Going out with a hammer, not a whimper…
Mexican pimps. Rambo kill. The End. When distilled down to its essence, RAMBO: LAST BLOOD is a revenge movie, with creative kills bordering on gore-porn and Sylvester Stallone in the titular role bordering on Rambostein’s Monster.
I guess we can’t fault a Rambo movie for being a quintessential Rambo movie. If we’re looking for something more introspective and existential, maybe we should be watching THE ART OF RACING IN THE RAIN. Rambo’s very existence is based on NOT over-thinking, but acting on instinct; he is our id personified. Many beloved filmic characters start simple and end deep, i.e. Terminator, Iron Man, Wolverine – hell, even Rocky Balboa, Stallone’s other dambuster, had his existential moment in ROCKY BALBOA (2006) – so we can’t help but yearn for something a little deeper than revenge-gore in what we know is this final installment to a cinematic legacy.
Co-writers Sylvester Stallone and Matthew Cirulnick basically re-tool a trusty Rambo plotline of kidnap and rescue (which, to be fair, is a trope as old as the first cavewoman to be abducted by trogs from the next valley, and her Bigdikapithecus mate pursuing her abductors with the jawbone of a Smilodon to get her back). It works, because the production values are astonishing, and the performances are above average.
The kidnapped person here is a physical and emotional construct from scratch: she’s teen Gabrielle (Yvette Monreal) who calls Rambo “Uncle John,” whose mother is dead, and whose father is a deadbeat that Rambo saved her from, raising her from a child. It’s funny because we know Rambo never raised no kids, yet here, in quick backstory-out-of-nowhere, we see middle-background pictures of him interacting with Gabrielle’s family for the last 16 years at least… Okay, we’ll come along for this Last Ride…

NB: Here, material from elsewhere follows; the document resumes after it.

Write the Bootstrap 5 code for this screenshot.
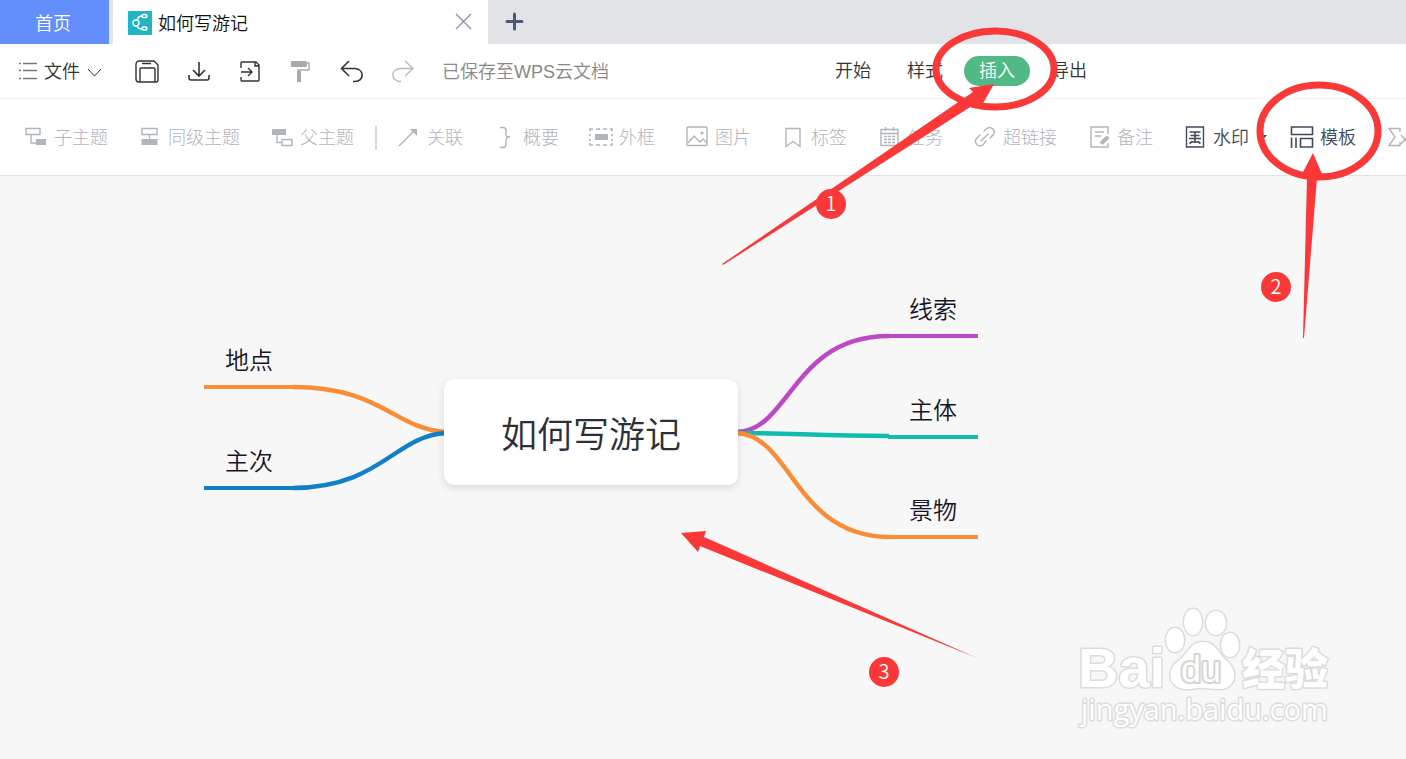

Rambo and Gabrielle live on his isolated horse farm with Mexican housekeeper Maria (Adriana Barraza). He likes to chill in his series of miles-long interlocking tunnels under his farm (what the–?), which he excavated himself, of course, where he has cinematic flashbacks (because there is no other way to display his past prowess as a Black Ops soldier), outfitted with enough military weaponry to take on Dumbo Donald’s tinpot wannabe dictator army when they finish shredding the Constitution and try to illegally build a wall across his Arizona property.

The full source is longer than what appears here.